I don’t think that at the MVP stage, you should go crazy about the documents and record every step, but there are a few simple rules that will make your life easier in the future. I recommend you check if the development team does this.

Keep a record of the business logic. We at Purrweb use the system of BPMN diagrams that illustrate all the service work stages. For example, a customer ordered five cheesecake snacks from a grocery delivery service. The BPMN records show exactly how these snacks will get to the customer’s house and what will happen if there are fewer snacks in stock or if the store has run out of them.

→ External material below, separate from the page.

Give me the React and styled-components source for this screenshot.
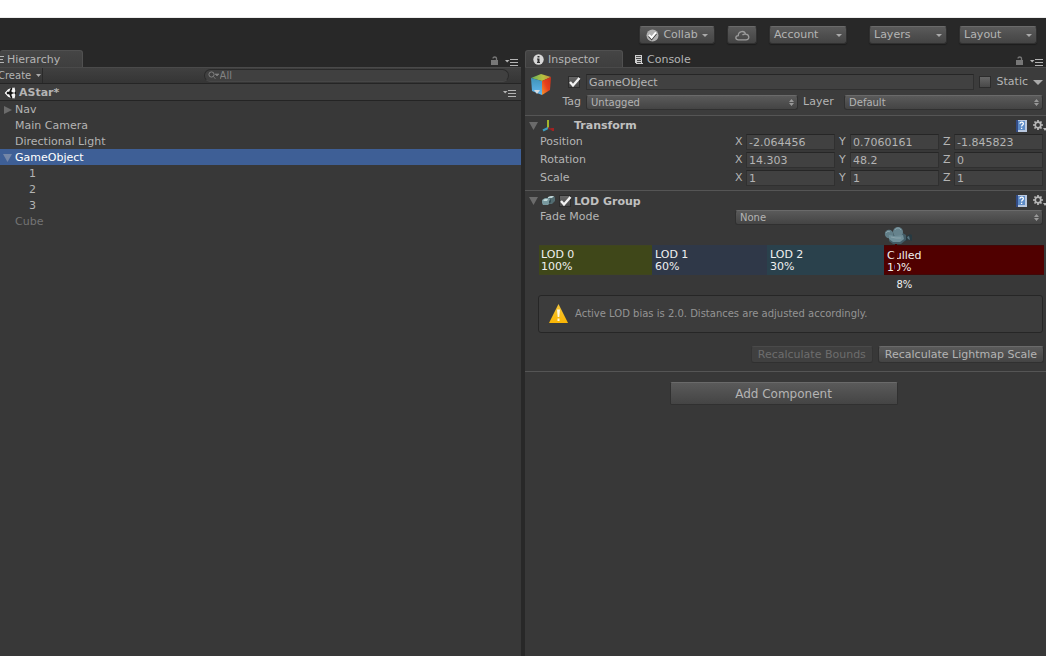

A part of a BPMN diagram can look like for a marketplace or an online store

This is what a part of a BPMN diagram can look like for a marketplace or an online store

Apart from the BPMN diagrams, we at Purrweb keep other records as well. For example, we use the UML diagrams and product acceptance criteria. But a client doesn’t have to go through all the documents. The main thing that must be clear from the records is that the app totally meets the needs of the target audience. If it is not clear from the documents, the client should synchronize with their contractor again.

Conclusion

Well, to avoid a startupper’s nightmare, you need to:

  1. Select a specific target audience and find out its needs and pain points.
  2. Avoid turning an MVP into a complex product with multiple features.
  3. Make sure the development team takes the product growth into account.
  4. Monitor the documents: at least a bare minimum should be available, and it must include a description of the business logic and product acceptance criteria.

All done! You’re amazing! Now, the chances of a successful release and further scaling are higher.